10 Aralık 2024 Salı

Suriyeliler ile Balkan Rumeli Türkleri'ni aynı kefeye koymaya çalışmak ya cehaletin, ya da art niyetin ürünüdür

Suriye'de Beşar Esad diktatörlüğünün sona ermesinin ardından Türkiye'de gündeme gelen Suriyelilerin ülkelerine geri dönüp dönmeyeceği tartışmaları yeni bir sürece evrildi. Suriyeliler üzerinden paylaştığı X mesajında Balkan Rumeli Türklerine hakaret eden ve adeta küfür yerine geçecek sözler ile ebedi liderimiz Mustafa Kemal Atatürk'e saldıran Ankara'nın görevden alınmış başkanı İ. Melih Gökçek soydaş camiasını ayağa kaldırdı. Bir çok sivil toplum kuruluşunun yani sıra yaptığı açıklama ile Gökçek'e tepki gösteren Cumhuriyet Halk Partisi Bursa Milletvekili Hasan Öztürk sosyal medya hesabı X'te Gökçek'i etiketleyerek;

"Cahil işsiz kalınca, cehaletini paylaşmış!
Devrik başkanın paylaşımını görünce cevap vermeden önce sakinleşmeyi beklediğim için sizlerden özür diliyorum.
Devrik başkan, senin derdin açık: Selanik değil, Selanik’in yetiştirdiği Gazi Mustafa Kemal Atatürk.
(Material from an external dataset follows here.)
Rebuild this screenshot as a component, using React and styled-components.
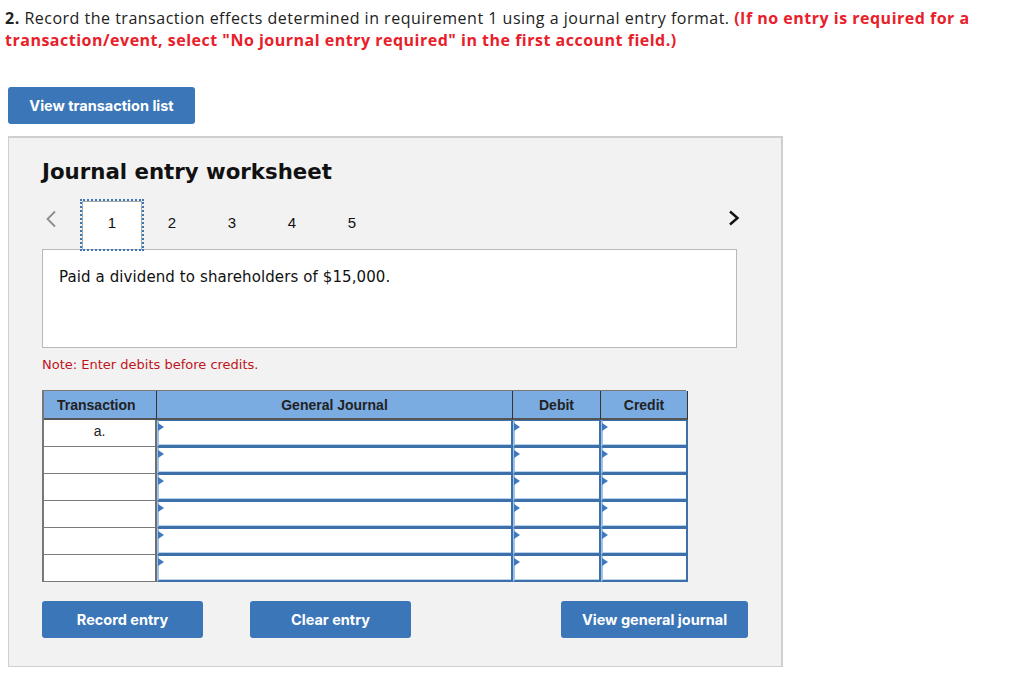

Senin asıl derdin, bu ülkenin kurtuluş mücadelesinin bedelini kanıyla ödeyenler, Cumhuriyet ve onu kuran o yüce irade.

Senin gibi tarih ve vicdan yoksunları anlamaz; bu millet yüzyıllardır verdiği mücadelenin, çektiği acıların ardından Cumhuriyet’i küllerinden var etti. Balkanlar’dan Rumeli’den bu topraklara göçenler, yurtlarını bırakmadılar; vatanlarını savunarak bu topraklara geldiler. Bu insanlar, Misak-ı Milli’yi çizen ruhun ta kendisidir. Senin "keşke Yunan kazansaydı" diyenlerle tuttuğun safa karşı bu millet, o bayrağı Selanik’te de Edirne’de de İzmir’de de gururla taşıdı.
Ey cahil, dinle!
19 Mayıs 1919, bu milletin zafer ile biten son kurtuluş savaşıdır. Bu insanlar, Balkanlar’da ve Rumeli’de 200 yıl boyunca ölümüne bir mücadele verdi; milyonlarca kişi katledildi, milyonlarca kişi zorunlu sürgünle yurdundan, yuvasından koparıldı. Vatan kaybetmenin ne demek olduğunu, her karış toprağın bedelinin kanla ödendiğini en iyi bilenlerden bahsediyorsun! Bugün İzmir var, Selanik yok, Edirne var, Filibe yok, Manastır yok Bursa var. Dolayısı ile yüzyıllarca süren vatan savunmasında, kaybedilen bu vatanların savunan, savaşı evinde yaşayan ve Osmanlı saflarında savaşanlardan bahsediyorsun.
Türk milleti mazluma kucak açar, misafirperverliğiyle dünyaya örnek olmuştur. Savaştan kaçan Suriyelilere yıllardır misafirperverliğini de göstermiştir. Ancak Suriyelilerle Muhacırları aynı kefeye koymaya çalışmak, ya cehaletin ya da art niyetin ürünüdür! Muhacırlar bu toprakların öz evladı, tarihsel bağların bir parçasıdır.
Suriye’nin Osmanlı’ya karşı savaşıp kendi ülkesini kurmuş diğer ülkelerden bir farkı var mıdır ki?
Bir tarafta sınır hattında vatanı savunanlar, bir tarafta da bize karşı savaşıp kendi ülkesini kuranlar.
Böyle bir kıyaslamayı ancak senin gibi cahiller yapar, ama bu cahilleri de bu millet unutmaz.
Seni kınamıyorum, seni bu vatan uğruna 1877-1878 Rus harbinde, 1912-1913 Balkan Savaşlarında, Çanakkale de kaybettiğimiz şehitlerimize havale ediyorum." dedi.